Przykładowo 1,2 mln zł odszkodowania otrzynali były prezes spółki PL.2012+ Marcin Herra oraz Andrzej Bogucki – członek zarządu tej spółki. Sąd uznał, że nieudzielenie im absolutorium, a w konsekwencji rozwiązanie kontraktów było niezgodne z prawem i naruszyło ich dobra osobiste. O sprawie może przeczytać w artykule Byli szefowie Stadionu Narodowego dostaną gigantyczne odszkodowanie.
Sąd rozpoznający sprawę nie miał wątpliwości, że nieudzielenie absolutorium „było bezprawne i naruszało zasady współżycia społecznego”, a członkom zarządu przysługuje odszkodowanie. Więcej o naruszeniu dóbr osobistych przeczytasz w artykule Naruszenie dóbr osobistych członka zarządu.

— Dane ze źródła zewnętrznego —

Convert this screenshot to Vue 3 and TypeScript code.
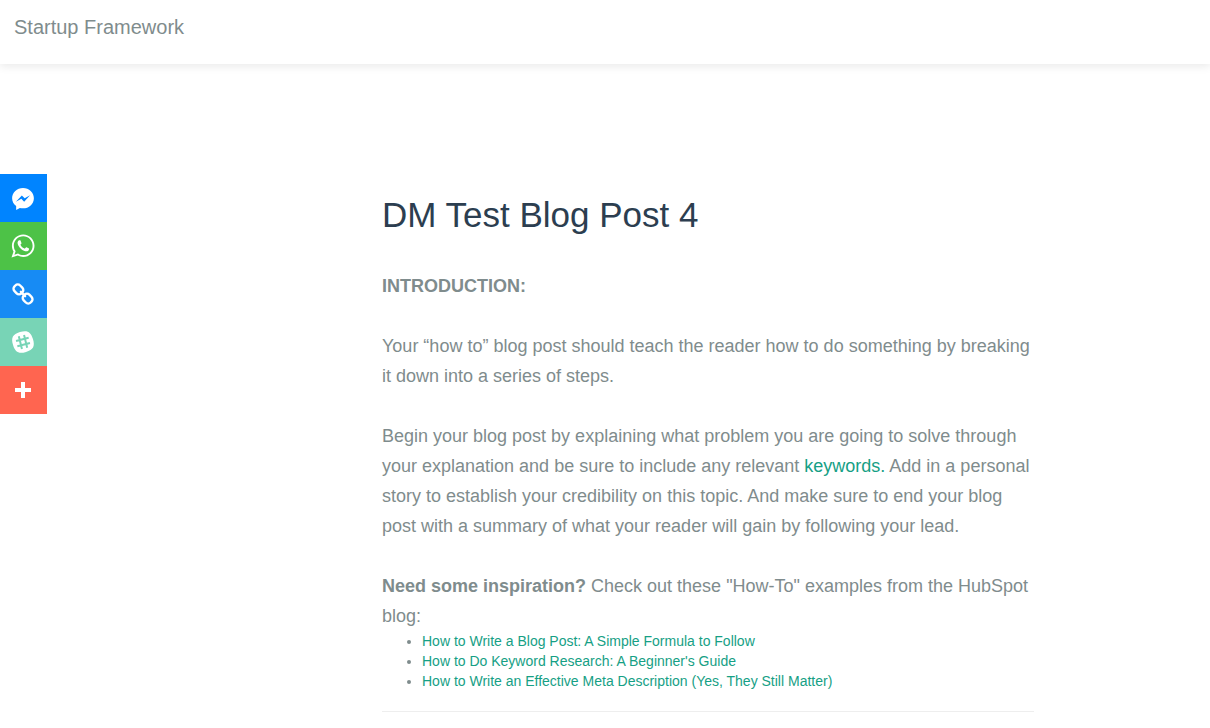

Odpowiedzialność karna członka zarządu
Niezależnie od powyższego członkowie zarządu spółek mogą także ponosić odpowiedzialność karną za działanie na szkodę spółki. Mowa tutaj o przestępstwie nadużycia uprawnień lub niedopełnienia obowiązków, które zostało uregulowane w art. 296 Kodeksu karnego.
Jeżeli w wyniku niekorzystnych działań dla spółki menedżer wyrządził spółce znaczną szkodę majątkową, może zostać skazany na karę ośmiu lat pozbawienia wolności.
Działanie na szkodę spółki – proces karny czy cywilny?
Pytanie „Działanie na szkodę spółki – proces karny czy cywilny?” jest bardzo istotne. Odpowiedź zależy jednak od tego, co chcemy osiągnąć. Przede wszystkim odpowiedzialność cywilna zmierza głównie do uzyskania rekompensaty dla spółki, a karna do ukarania członka zarządu.
Warto pamiętać, że aby członek władz spółki został skazany za działanie na szkodę spółki w procesie karnym, konieczne jest udowodnienie mu nie tylko celowego działania z zamiarem nadużycia uprawnień lub niedopełnienia obowiązków, ale też woli spowodowania skutku w postaci szkody majątkowej.
W procesie cywilnym o działanie na szkodę spółki najważniejsze jest udowodnienie wysokości poniesionej szkody (w przypadku odszkodowania) lub skutków naruszenia szczególnych wartości (w przypadku żądania zadośćuczynienia z tytułu naruszenia szczególnych wartości takich jak renoma i dobre imię).
Podsumowując oskarżenie o działanie na szkodę spółki może wywołać negatywne konsekwencje zarówno dla spółki jak i członka zarządu. Dlatego decyzja powinna być zawsze podejmowana bardzo rozważnie.